İren Aytaç anlatıyor: Eğitim sistemi genç medyacılara seslenemiyor!

Mevcut eğitim sisteminin günümüz medya öğrencilerinin ihtiyaçlarına karşılık veremediğini ifade eden KOÜ Öğr. Gör. Dr. İren Dicle Aytaç, konu hakkında gazetemize değerlendirmelerde bulundu.

İren Aytaç anlatıyor: Eğitim sistemi genç medyacılara seslenemiyor!

Kocaeli Üniversitesi Radyo, Televizyon ve Sinema Bölümü Öğr. Gör. Dr. İren Dicle Aytaç, mevcut eğitim sisteminin medya öğrencilerinin ihtiyaçlarına yanıt veremediği hakkında Nokta Gazetesi’ne çarpıcı açıklamalarda bulundu.
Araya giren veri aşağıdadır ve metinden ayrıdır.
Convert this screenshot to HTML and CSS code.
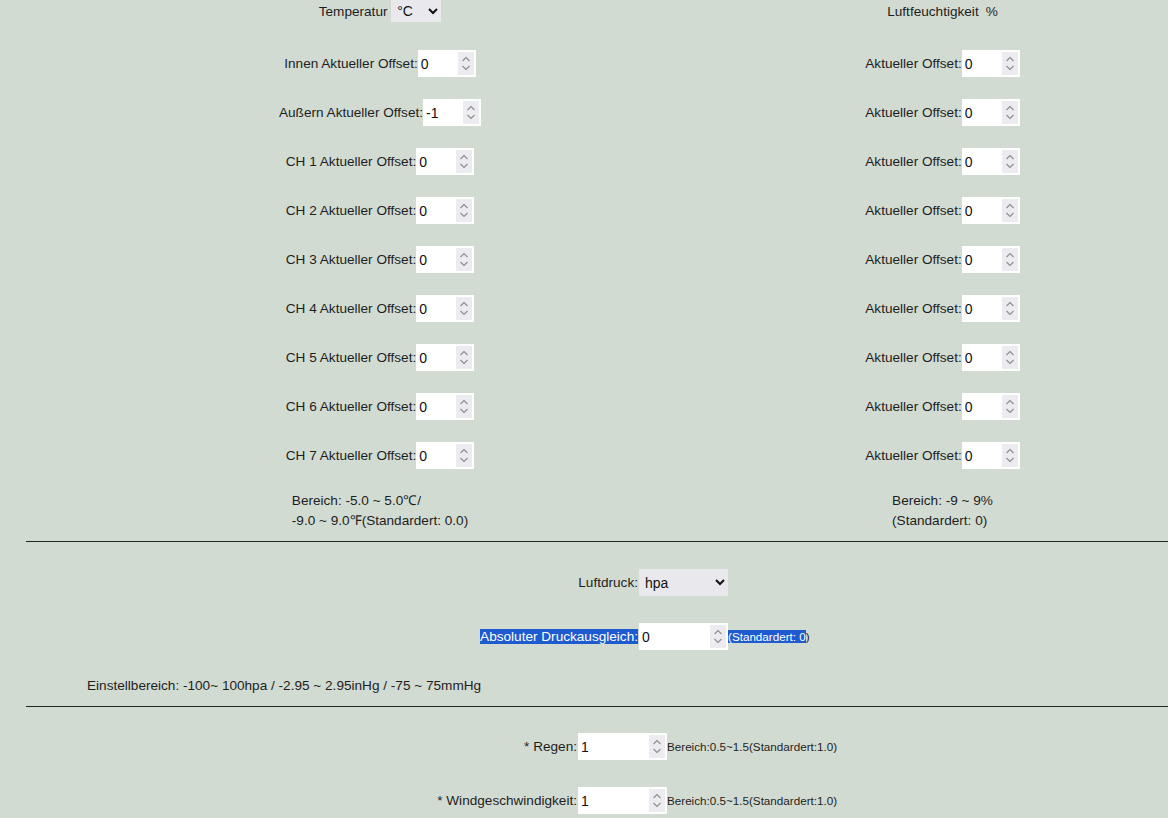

“ALGI SÜRELERİ REELS SİSTEMİNE UYGUN”

Eğitim anlayışının dijital çağın gerekliliklerine göre yenilenmesi gerektiğini dile getiren İren Aytaç; radyo, sinema ve televizyona olan ilginin azalmasının RTS bölümüne olan etkisine de değindi. Aytaç açıklamasında şu ifadelere yer verdi: “Muhakkak oluyor. Çünkü bizim bölümümüzde okuyan genç arkadaşlarımızın çoğu televizyon izlemiyorlar. İzlemediklerini söylüyorlar ve sinema ile ilişkileri de, estetik gözü de, piyasaya ilişkin fikri de yapmak istedikleri şeyler de büyük oranda kendi deneyim alanlarıyla sıkışık oluyor. Genç arkadaşlarımın çoğunda -kendi kuşakları gibi, çok normal olarak- algı süreleri reels sistemine uygun şekilde gelişiyor. Ben mesela öğrencimden bir saat, bir buçuk saat durağan ama çok estetik bir film izlemesini istesem bu öğrenci bunu tek seferde izleyemiyor. Dolayısıyla üretici olacak insanların da nesnenin kendisiyle bağı oldukça kopmaya başladı.

“EĞİTİM SİSTEMİNİN YARATTIĞI ÇELİŞKİLER...”

Bu herkes için geçerli değil ama izleyici olarak dikkat süreleri düşüyor, eğitim sisteminin yarattığı çelişkiler nedeniyle zaten tarihten uzaklar dolayısıyla onlar içinde üretici olarak bağ kurmak zorlaşıyor. Üretici olarak entelektüel olmaları gerekiyor, daha fazla film izlemeleri gerekiyor ama sistem onlara tam tersini söylerken bir anda geleceğin medya mensupları olarak bambaşka bir şeyin içine düşüyorlar. Bu da beklentileri şekillendiriyor, kısa sürede çabuk tüketilen şeylere olan istek üreticiyi şekillendiriyor. Dolayısıyla şu an dünyaya baktıklarında gördükleri gerçeklik ya da kendi arzularıyla olması gereken arasında makas gittikçe açılıyor. Aslında eğitim sistemimizde şuna katılmıyorum; mesela reels üretecek üreticiler yetiştirmek üzerine şekillenemeyiz bu doğru bir şey değil.

"HER NESLİN KENDİ DÜZENİ VAR"

Ama bizim belki biraz daha medya mensubu olacak gençlere kendilerini ana akımdan farklı bir şekilde eğitmenin yollarını daha yenilikçi bir şekilde vermemiz lazım. Çünkü eski eğitim sistemiyle de yeni yetişen gençlere yeterince seslenemediğimizi düşünüyorum. Çünkü dijital ortamda yetişmiş ve bu ortama iş üretmeye çalışan gençlere, biz beyaz tahta önünde bir şey anlattığımız zaman bu da örtüşmüyor. Her neslin kendi düzeni var ama artık kuşaklar çok hızlı değiştiği için eğitim sistemimizin kendilerini bu yeni çok hızlı akan dünyadan biraz daha farklı bir yere konumlandırabilecek ama bu dünya için iş üretebilecek iş gücü yetiştirmeye ve entelektüeller yetiştirmeye uygun bir şekilde yenilememiz gerekiyor.”